The area is hugely popular with dog walkers and there have been so many incidents of worrying that they have had to take the sheep off that land.
“It’s not just sheep that are being put at risk,” Ms Harriott says. “One of the key conservation projects in the South Downs National Park is protecting the habitat of ground-nesting birds.”
Over the past decade, more than 100 sheep have been killed or injured in attacks on her farm.
One recent attack was filmed by a member of the public, and she says the image of her sheep being chased round and round the field and repeatedly pushed into fences by the dog is now “locked in my mind”.
“|t’s heart-breaking to get a phone call and rush to the field and find the aftermath of an attack – sheep killed, others so badly injured they have to be put down, sheep in absolute terror after being chased round the fields, and sheep so stressed they lose their unborn lambs,” she says.

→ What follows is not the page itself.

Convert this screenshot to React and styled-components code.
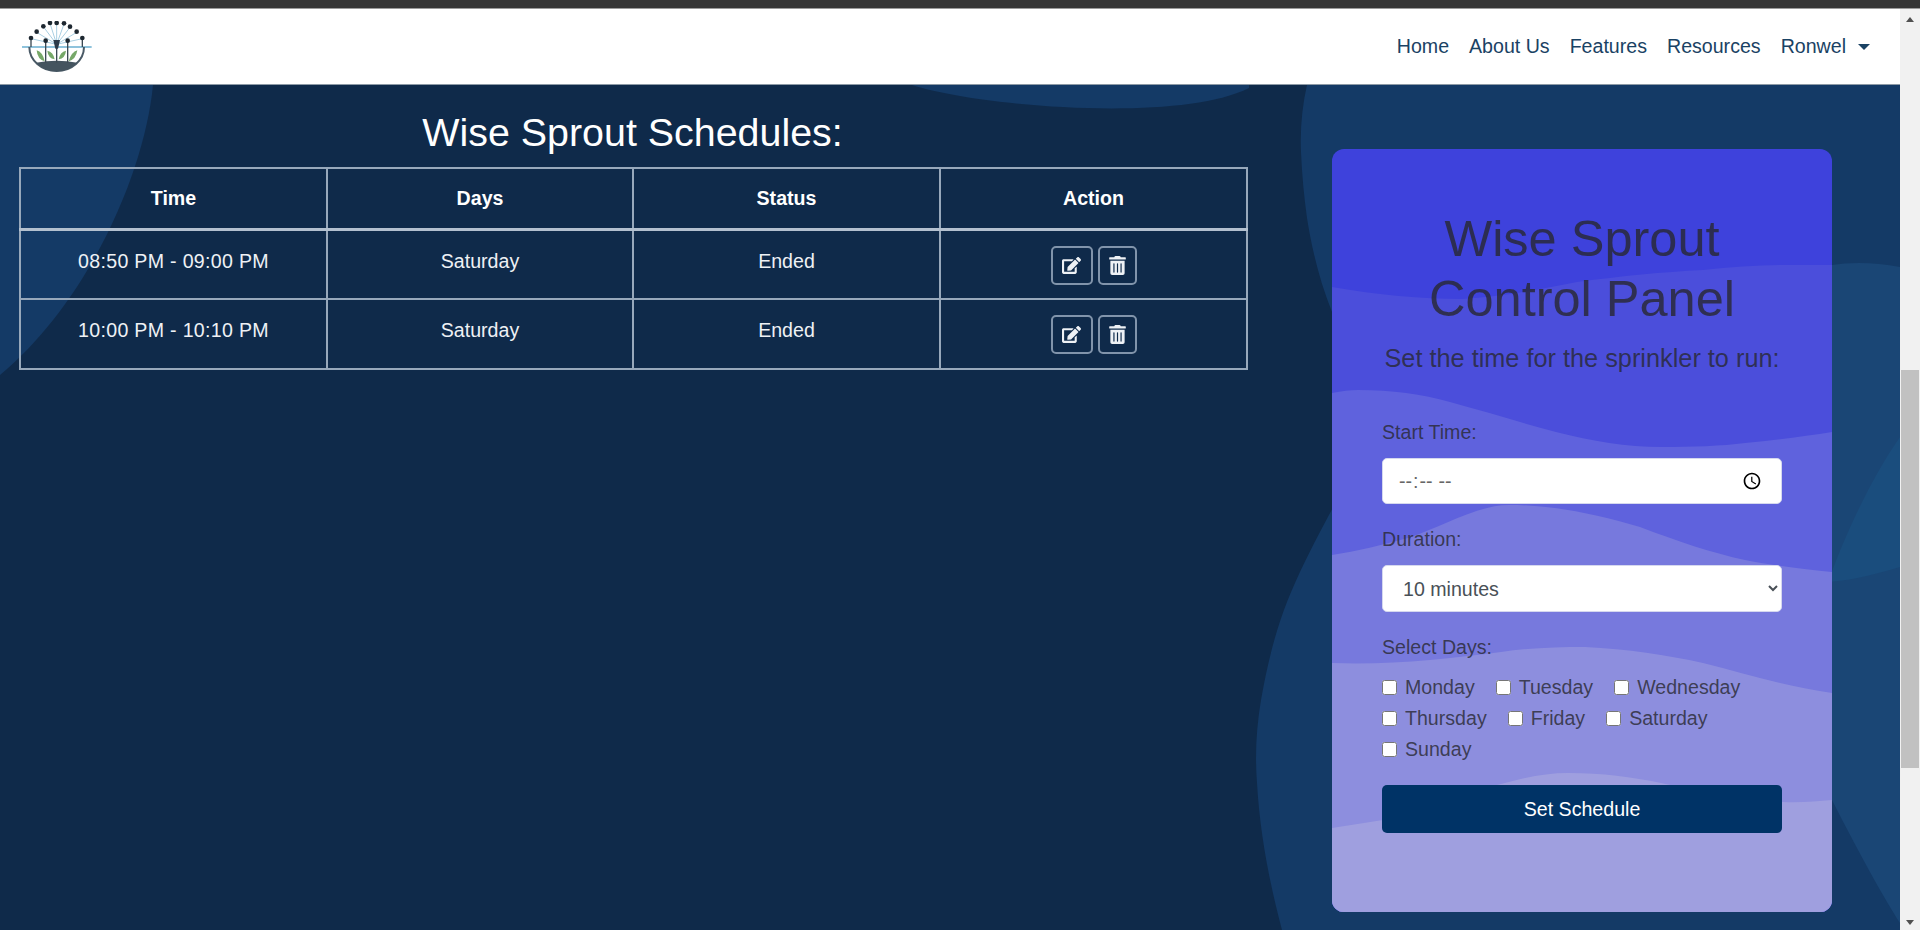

Ms Harriott, who runs a flock of 600 ewes and rears lambs near Arundel, is concerned that the growing trend for dog owners to leave their pets in the care of professional dog walkers during the day is also leading to more attacks.
“Professional dog walkers have become a major problem,” she says. “Under the present law one person can take up to six dogs out. To my mind, there’s no way one person can keep six dogs under control in the countryside – even picking up the dog mess is practically impossible.
“We need new legislation to bring a workable balance between the dog-owning public and farming. The present, laws simply don’t address the problems we are dealing with day in, day out.”